The main programs are LibreOffice, Gimp, Firefox, Thunderbird, Pidgin, Xchat, Banshee, Gnome-mplayer, Totem, and VLC. Codecs and flash are pre-installed.
One disk provides both Gnome 3 with the Cinnamon shell and Maté. I couldn't test Gnome because my hardware won't run it. Normally Gnome defaults to its fallback mode, but that is not supplied here. Maté can now be regarded as a finished product, as good as any other desktop. It's surprisingly small: you could just about get by in 256MB. For some reason, the Gnome configuration tool is installed, but the Maté one has to be downloaded.

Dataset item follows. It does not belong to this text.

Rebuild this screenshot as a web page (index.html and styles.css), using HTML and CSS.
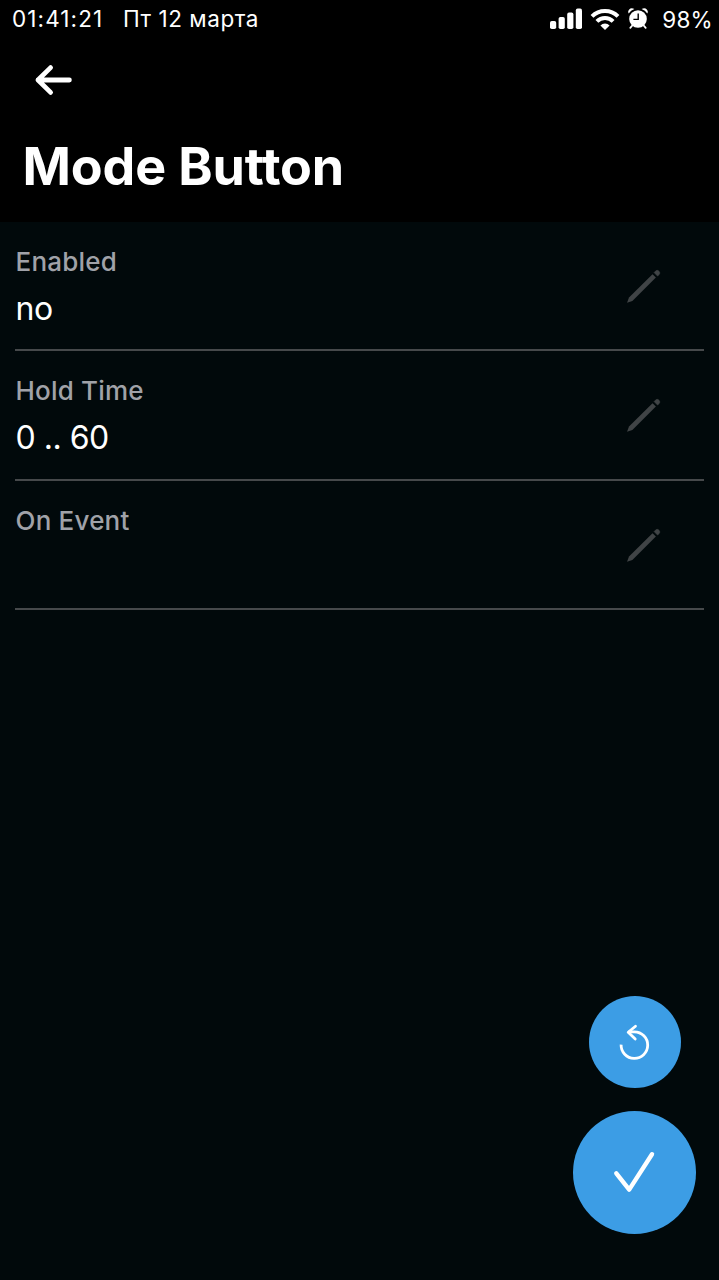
FILE: index.html
```
<!DOCTYPE html>
<html lang="en">
<head>
  <meta charset="utf-8">
  <title>Mode Button</title>
  <link rel="stylesheet" href="styles.css">
</head>
<body>
  <div class="status-bar">
    <span class="time">01:41:21</span>
    <span class="date">Пт 12 марта</span>
    <div class="status-icons">
      <svg class="signal" width="32" height="22" viewBox="0 0 32 22" fill="#fff">
        <rect x="0" y="13" width="6.2" height="8" rx="1.8"/>
        <rect x="8.6" y="9" width="6.2" height="12" rx="1.8"/>
        <rect x="17.2" y="4.6" width="6.2" height="16.4" rx="1.8"/>
        <rect x="25.8" y="0.6" width="6.2" height="20.4" rx="1.8"/>
      </svg>
      <svg class="wifi" width="30" height="22" viewBox="0 0 30 22" fill="none" stroke="#fff" stroke-width="4">
        <path d="M2 8.4a18.4 18.4 0 0 1 26 0"/>
        <path d="M6.9 13.4a11.5 11.5 0 0 1 16.2 0"/>
        <path d="M15 22l-4.6-4.6a6.5 6.5 0 0 1 9.2 0z" fill="#fff" stroke="none"/>
      </svg>
      <svg class="alarm" width="20" height="22" viewBox="0 0 20 22">
        <circle cx="10" cy="11" r="8.8" fill="#fff"/>
        <path d="M.7 5.4A10.5 10.5 0 0 1 6.4 .9Q3-.6 1.2 1.4T.7 5.4zM19.3 5.4A10.5 10.5 0 0 0 13.6 .9Q17-.6 18.8 1.4T19.3 5.4z" fill="#fff"/>
        <path d="M4.3 17.5l-2 2.4M15.7 17.5l2 2.4" stroke="#fff" stroke-width="1.8" stroke-linecap="round"/>
        <path d="M10.2 5.4v6H5.4" fill="none" stroke="#000" stroke-width="1.4"/>
      </svg>
      <span class="battery">98%</span>
    </div>
  </div>

  <header class="header">
    <button class="back-btn" aria-label="Back">
      <svg width="38" height="32" viewBox="0 0 38 32" fill="none" stroke="#fff" stroke-width="4.8" stroke-linecap="round" stroke-linejoin="round">
        <path d="M35.4 16H4M16.6 3.6L4 16 16.6 28.4"/>
      </svg>
    </button>
    <h1>Mode Button</h1>
  </header>

  <main class="settings">
    <div class="row">
      <div class="text">
        <div class="label">Enabled</div>
        <div class="value">no</div>
      </div>
      <svg class="pencil" width="36" height="36" viewBox="0 0 36 36">
        <path d="M1 34.8L3 29.6 26.5 6.2l3.4 3.4L6.4 33z"/>
        <path d="M28.1 4.6l1.3-1.4a2.5 2.5 0 0 1 3.6 3.6L31.5 8z" stroke="#404446" stroke-width=".6"/>
      </svg>
    </div>
    <div class="row">
      <div class="text">
        <div class="label">Hold Time</div>
        <div class="value">0 .. 60</div>
      </div>
      <svg class="pencil" width="36" height="36" viewBox="0 0 36 36">
        <path d="M1 34.8L3 29.6 26.5 6.2l3.4 3.4L6.4 33z"/>
        <path d="M28.1 4.6l1.3-1.4a2.5 2.5 0 0 1 3.6 3.6L31.5 8z" stroke="#404446" stroke-width=".6"/>
      </svg>
    </div>
    <div class="row">
      <div class="text">
        <div class="label">On Event</div>
        <div class="value"></div>
      </div>
      <svg class="pencil" width="36" height="36" viewBox="0 0 36 36">
        <path d="M1 34.8L3 29.6 26.5 6.2l3.4 3.4L6.4 33z"/>
        <path d="M28.1 4.6l1.3-1.4a2.5 2.5 0 0 1 3.6 3.6L31.5 8z" stroke="#404446" stroke-width=".6"/>
      </svg>
    </div>
  </main>

  <div class="actions">
    <button class="fab reset-btn" aria-label="Reset">
      <svg width="92" height="92" viewBox="0 0 92 92" fill="none" stroke="#fff" stroke-width="2.8" stroke-linecap="round" stroke-linejoin="round">
        <path d="M32.1 48.6A13.3 13.3 0 1 0 45.4 35.8H39.5" stroke-linecap="butt"/>
        <path d="M46.5 30.2L39.2 36.3 46.2 43"/>
      </svg>
    </button>
    <button class="fab save-btn" aria-label="Save">
      <svg width="123" height="123" viewBox="0 0 123 123" fill="none" stroke="#fff" stroke-width="4.4" stroke-linecap="round" stroke-linejoin="round">
        <path d="M43.3 62.3L56.2 78.6 79 43.2"/>
      </svg>
    </button>
  </div>
</body>
</html>
```
FILE: styles.css
```
body {
  margin: 0;
  min-height: 1280px;
  background-color: #01090b;
  color: #fff;
  font-family: Inter, "Liberation Sans", sans-serif;
}

button {
  padding: 0;
  border: none;
  background: none;
  cursor: pointer;
}

svg {
  display: block;
}

.status-bar {
  display: flex;
  align-items: center;
  height: 38px;
  padding: 0 6px 0 12px;
  background-color: #000;
  font-size: 22.5px;
  white-space: nowrap;
}

.time {
  width: 111px;
  letter-spacing: 1.1px;
}

.date {
  letter-spacing: 0.55px;
}

.time,
.date {
  padding-bottom: 1px;
}

.status-icons {
  display: flex;
  align-items: center;
  margin-left: auto;
}

.wifi {
  margin-left: 8px;
}

.alarm {
  margin: 0 14px 0 8px;
}

.battery {
  letter-spacing: 0.3px;
}

.header {
  height: 183.5px;
  background-color: #000;
}

.back-btn {
  display: block;
  padding: 26px 0 0 34px;
}

h1 {
  margin: 40px 0 0 22.5px;
  font-size: 52px;
  line-height: 62px;
  font-weight: 700;
  letter-spacing: -0.15px;
}

.row {
  display: flex;
  align-items: center;
  justify-content: space-between;
  box-sizing: border-box;
  height: 129.5px;
  margin: 0 15px;
  padding: 1px 42px 0 0;
  border-bottom: 2px solid #46494b;
}

.text {
  padding-left: 0.5px;
}

.label {
  height: 43px;
  padding-top: 3px;
  color: #a0a2a8;
  font-size: 26px;
  line-height: 32px;
  font-weight: 500;
  letter-spacing: 0.2px;
}

.value {
  height: 40px;
  font-size: 32px;
  line-height: 40px;
  letter-spacing: -0.5px;
}

.pencil {
  fill: #404446;
}

.actions {
  position: fixed;
  right: 23px;
  bottom: 46px;
  display: flex;
  flex-direction: column;
  align-items: center;
  gap: 23px;
}

.fab {
  border-radius: 50%;
  background-color: #3c9de5;
}
```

The other version has Xfce, and works equally well. This is actually larger than Maté, needing 512MB.
Problems
The biggest fault is the installer, which is no longer the Ubuntu one. It has no facility for encryption, which is vital for laptops; without it, if the computer is stolen, your identity may be too.
The other problem was that I could not get it to use my USB speakers. The Multimedia Systems Selector doesn't work and ~/.asoundrc is ignored. This is basically a Debian problem, which seems to occur in most derivatives.
A minor fault is that Mint doesn't put a pager on the panel. Workspaces are one of the advantages of Linux, but how can the Windows refugee learn about them if they are hidden away?